Sin embargo, en cuanto a lo que a las formas se refiere, más importante que el estilo insultante de Milei, lo que preocupa es que detrás de ello parece ocultarse una concepción política donde se tiende a buscar el unanimismo, ya que su lógica de pensar no le otorga validez alguna a los otros pensamientos, ni siquiera a los que disienten parcialmente. Los que no piensan como él o están equivocados o mienten. En su mente el pluralismo, o sea el respeto por la opinión del otro, tiene muy poca cabida.

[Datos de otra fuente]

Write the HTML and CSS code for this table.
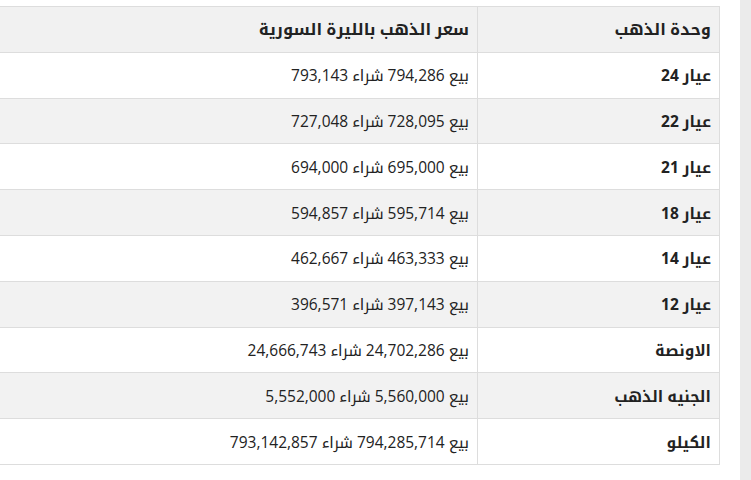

En fin, que este liberal no institucionalista que se siente mucho más cercano de la tradición populista en el ejercicio del poder, sigue siendo un misterio profundo de la política argentina. Lo único que queda claro es que no surgió de la nada ni fue efecto del azar sino que es casi un producto total de la más plena causalidad: nada muy normal, ni siquiera normalito, podía surgir del atroz gobierno de los Fernández. Unos locos (esos sí políticamente locos de verdad, lo fueran o no personalmente) que desequilibraron a toda una sociedad, la cual entonces se inclinó por la opción más extrema, la más disruptiva, la que mejor propusiera barrer ya mismo todo el estado político de cosas.
Ahora, lo que queda por ver es si esa evidente anormalidad llamada Javier Milei (con tantos aspectos positivos como negativos) podrá sacarnos a los argentinos del pozo o si será otra frustración más, muy excéntrica pero una frustración más. Estamos tan pero tan mal los argentinos, que preferimos creer en los milagros o en cosas parecidas para ver si acabamos con estas largas décadas de decadencia continuada. Y hoy existe, aparte del peronismo o del antiperonismo, una nueva mayoría (la cual necesita construir representaciones más sólidas por arriba, allá en los territorios de la casta) que está dispuesta a darle una oportunidad, aún con todos sus defectos, al nuevo presidente de los argentinos. Ojalá no nos equivoquemos de nuevo.